[Recorded data]:
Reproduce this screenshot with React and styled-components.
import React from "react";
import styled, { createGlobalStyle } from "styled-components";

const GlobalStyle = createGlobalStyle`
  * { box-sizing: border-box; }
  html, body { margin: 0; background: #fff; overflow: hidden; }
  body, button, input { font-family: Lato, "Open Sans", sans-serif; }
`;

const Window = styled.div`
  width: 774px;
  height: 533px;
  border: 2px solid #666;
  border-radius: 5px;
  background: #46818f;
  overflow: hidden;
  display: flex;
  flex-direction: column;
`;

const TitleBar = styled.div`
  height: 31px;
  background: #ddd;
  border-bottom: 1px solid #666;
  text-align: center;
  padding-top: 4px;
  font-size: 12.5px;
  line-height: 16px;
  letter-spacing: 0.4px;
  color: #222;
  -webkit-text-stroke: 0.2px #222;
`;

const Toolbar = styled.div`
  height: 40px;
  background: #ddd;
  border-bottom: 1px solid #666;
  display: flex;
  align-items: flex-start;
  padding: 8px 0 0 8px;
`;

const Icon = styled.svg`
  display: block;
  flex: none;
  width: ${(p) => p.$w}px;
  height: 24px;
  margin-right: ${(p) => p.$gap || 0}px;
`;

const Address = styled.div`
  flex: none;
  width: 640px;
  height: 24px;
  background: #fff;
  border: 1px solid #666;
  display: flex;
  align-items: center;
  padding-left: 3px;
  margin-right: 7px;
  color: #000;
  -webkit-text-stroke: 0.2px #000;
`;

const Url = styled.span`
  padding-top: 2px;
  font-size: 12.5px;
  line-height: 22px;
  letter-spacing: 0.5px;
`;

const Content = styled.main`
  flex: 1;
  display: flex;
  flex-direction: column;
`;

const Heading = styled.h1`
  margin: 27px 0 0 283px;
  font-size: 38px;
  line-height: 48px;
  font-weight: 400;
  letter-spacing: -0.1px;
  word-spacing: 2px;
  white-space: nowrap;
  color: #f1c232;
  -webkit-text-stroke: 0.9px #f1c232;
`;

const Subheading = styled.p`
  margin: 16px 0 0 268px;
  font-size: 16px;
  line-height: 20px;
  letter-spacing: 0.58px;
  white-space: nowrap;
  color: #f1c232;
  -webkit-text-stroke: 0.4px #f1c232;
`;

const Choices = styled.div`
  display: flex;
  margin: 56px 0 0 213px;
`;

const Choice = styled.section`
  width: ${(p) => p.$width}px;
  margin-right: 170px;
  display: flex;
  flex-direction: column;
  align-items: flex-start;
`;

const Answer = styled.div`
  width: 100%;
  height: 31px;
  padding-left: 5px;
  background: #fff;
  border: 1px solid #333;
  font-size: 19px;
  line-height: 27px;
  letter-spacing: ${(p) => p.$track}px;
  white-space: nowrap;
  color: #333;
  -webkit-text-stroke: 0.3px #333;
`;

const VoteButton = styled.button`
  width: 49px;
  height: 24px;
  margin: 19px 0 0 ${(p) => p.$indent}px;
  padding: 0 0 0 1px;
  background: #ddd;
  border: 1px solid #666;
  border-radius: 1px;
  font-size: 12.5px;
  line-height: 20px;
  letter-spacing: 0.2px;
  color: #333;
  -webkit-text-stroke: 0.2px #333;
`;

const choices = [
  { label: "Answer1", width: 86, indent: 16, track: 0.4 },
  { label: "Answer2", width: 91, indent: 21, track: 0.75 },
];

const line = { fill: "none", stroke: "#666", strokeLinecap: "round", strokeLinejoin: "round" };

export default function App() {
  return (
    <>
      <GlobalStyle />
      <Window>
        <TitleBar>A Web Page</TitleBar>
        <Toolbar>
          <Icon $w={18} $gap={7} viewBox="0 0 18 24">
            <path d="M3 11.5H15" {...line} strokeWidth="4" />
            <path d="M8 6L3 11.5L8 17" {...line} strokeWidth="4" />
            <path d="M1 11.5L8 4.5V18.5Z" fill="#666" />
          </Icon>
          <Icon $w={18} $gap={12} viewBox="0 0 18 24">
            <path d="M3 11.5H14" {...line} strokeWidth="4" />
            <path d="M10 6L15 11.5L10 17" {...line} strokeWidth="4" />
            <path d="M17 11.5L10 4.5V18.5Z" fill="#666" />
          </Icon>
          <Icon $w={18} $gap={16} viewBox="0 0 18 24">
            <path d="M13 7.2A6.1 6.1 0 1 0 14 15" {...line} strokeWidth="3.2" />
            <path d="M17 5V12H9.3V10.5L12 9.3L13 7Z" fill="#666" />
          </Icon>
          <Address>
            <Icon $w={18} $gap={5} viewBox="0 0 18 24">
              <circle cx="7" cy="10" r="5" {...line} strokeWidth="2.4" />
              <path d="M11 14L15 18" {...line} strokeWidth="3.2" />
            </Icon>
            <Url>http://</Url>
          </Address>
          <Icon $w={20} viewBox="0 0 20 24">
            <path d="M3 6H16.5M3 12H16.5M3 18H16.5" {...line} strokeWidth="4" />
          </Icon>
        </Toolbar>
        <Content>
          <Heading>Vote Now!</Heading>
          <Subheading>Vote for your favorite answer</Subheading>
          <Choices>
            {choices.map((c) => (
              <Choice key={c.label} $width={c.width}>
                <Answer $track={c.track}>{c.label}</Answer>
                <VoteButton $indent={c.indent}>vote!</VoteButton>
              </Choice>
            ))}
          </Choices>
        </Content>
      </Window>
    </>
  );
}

[Requirements]: Extract the complete data, matching each line exactly.

[Finished exercise]:
Reproduce this screenshot with React and styled-components.
import React from "react";
import styled, { createGlobalStyle } from "styled-components";

const GlobalStyle = createGlobalStyle`
  * { box-sizing: border-box; }
  html, body { margin: 0; background: #fff; overflow: hidden; }
  body, button, input { font-family: Lato, "Open Sans", sans-serif; }
`;

const Window = styled.div`
  width: 774px;
  height: 533px;
  border: 2px solid #666;
  border-radius: 5px;
  background: #46818f;
  overflow: hidden;
  display: flex;
  flex-direction: column;
`;

const TitleBar = styled.div`
  height: 31px;
  background: #ddd;
  border-bottom: 1px solid #666;
  text-align: center;
  padding-top: 4px;
  font-size: 12.5px;
  line-height: 16px;
  letter-spacing: 0.4px;
  color: #222;
  -webkit-text-stroke: 0.2px #222;
`;

const Toolbar = styled.div`
  height: 40px;
  background: #ddd;
  border-bottom: 1px solid #666;
  display: flex;
  align-items: flex-start;
  padding: 8px 0 0 8px;
`;

const Icon = styled.svg`
  display: block;
  flex: none;
  width: ${(p) => p.$w}px;
  height: 24px;
  margin-right: ${(p) => p.$gap || 0}px;
`;

const Address = styled.div`
  flex: none;
  width: 640px;
  height: 24px;
  background: #fff;
  border: 1px solid #666;
  display: flex;
  align-items: center;
  padding-left: 3px;
  margin-right: 7px;
  color: #000;
  -webkit-text-stroke: 0.2px #000;
`;

const Url = styled.span`
  padding-top: 2px;
  font-size: 12.5px;
  line-height: 22px;
  letter-spacing: 0.5px;
`;

const Content = styled.main`
  flex: 1;
  display: flex;
  flex-direction: column;
`;

const Heading = styled.h1`
  margin: 27px 0 0 283px;
  font-size: 38px;
  line-height: 48px;
  font-weight: 400;
  letter-spacing: -0.1px;
  word-spacing: 2px;
  white-space: nowrap;
  color: #f1c232;
  -webkit-text-stroke: 0.9px #f1c232;
`;

const Subheading = styled.p`
  margin: 16px 0 0 268px;
  font-size: 16px;
  line-height: 20px;
  letter-spacing: 0.58px;
  white-space: nowrap;
  color: #f1c232;
  -webkit-text-stroke: 0.4px #f1c232;
`;

const Choices = styled.div`
  display: flex;
  margin: 56px 0 0 213px;
`;

const Choice = styled.section`
  width: ${(p) => p.$width}px;
  margin-right: 170px;
  display: flex;
  flex-direction: column;
  align-items: flex-start;
`;

const Answer = styled.div`
  width: 100%;
  height: 31px;
  padding-left: 5px;
  background: #fff;
  border: 1px solid #333;
  font-size: 19px;
  line-height: 27px;
  letter-spacing: ${(p) => p.$track}px;
  white-space: nowrap;
  color: #333;
  -webkit-text-stroke: 0.3px #333;
`;

const VoteButton = styled.button`
  width: 49px;
  height: 24px;
  margin: 19px 0 0 ${(p) => p.$indent}px;
  padding: 0 0 0 1px;
  background: #ddd;
  border: 1px solid #666;
  border-radius: 1px;
  font-size: 12.5px;
  line-height: 20px;
  letter-spacing: 0.2px;
  color: #333;
  -webkit-text-stroke: 0.2px #333;
`;

const choices = [
  { label: "Answer1", width: 86, indent: 16, track: 0.4 },
  { label: "Answer2", width: 91, indent: 21, track: 0.75 },
];

const line = { fill: "none", stroke: "#666", strokeLinecap: "round", strokeLinejoin: "round" };

export default function App() {
  return (
    <>
      <GlobalStyle />
      <Window>
        <TitleBar>A Web Page</TitleBar>
        <Toolbar>
          <Icon $w={18} $gap={7} viewBox="0 0 18 24">
            <path d="M3 11.5H15" {...line} strokeWidth="4" />
            <path d="M8 6L3 11.5L8 17" {...line} strokeWidth="4" />
            <path d="M1 11.5L8 4.5V18.5Z" fill="#666" />
          </Icon>
          <Icon $w={18} $gap={12} viewBox="0 0 18 24">
            <path d="M3 11.5H14" {...line} strokeWidth="4" />
            <path d="M10 6L15 11.5L10 17" {...line} strokeWidth="4" />
            <path d="M17 11.5L10 4.5V18.5Z" fill="#666" />
          </Icon>
          <Icon $w={18} $gap={16} viewBox="0 0 18 24">
            <path d="M13 7.2A6.1 6.1 0 1 0 14 15" {...line} strokeWidth="3.2" />
            <path d="M17 5V12H9.3V10.5L12 9.3L13 7Z" fill="#666" />
          </Icon>
          <Address>
            <Icon $w={18} $gap={5} viewBox="0 0 18 24">
              <circle cx="7" cy="10" r="5" {...line} strokeWidth="2.4" />
              <path d="M11 14L15 18" {...line} strokeWidth="3.2" />
            </Icon>
            <Url>http://</Url>
          </Address>
          <Icon $w={20} viewBox="0 0 20 24">
            <path d="M3 6H16.5M3 12H16.5M3 18H16.5" {...line} strokeWidth="4" />
          </Icon>
        </Toolbar>
        <Content>
          <Heading>Vote Now!</Heading>
          <Subheading>Vote for your favorite answer</Subheading>
          <Choices>
            {choices.map((c) => (
              <Choice key={c.label} $width={c.width}>
                <Answer $track={c.track}>{c.label}</Answer>
                <VoteButton $indent={c.indent}>vote!</VoteButton>
              </Choice>
            ))}
          </Choices>
        </Content>
      </Window>
    </>
  );
}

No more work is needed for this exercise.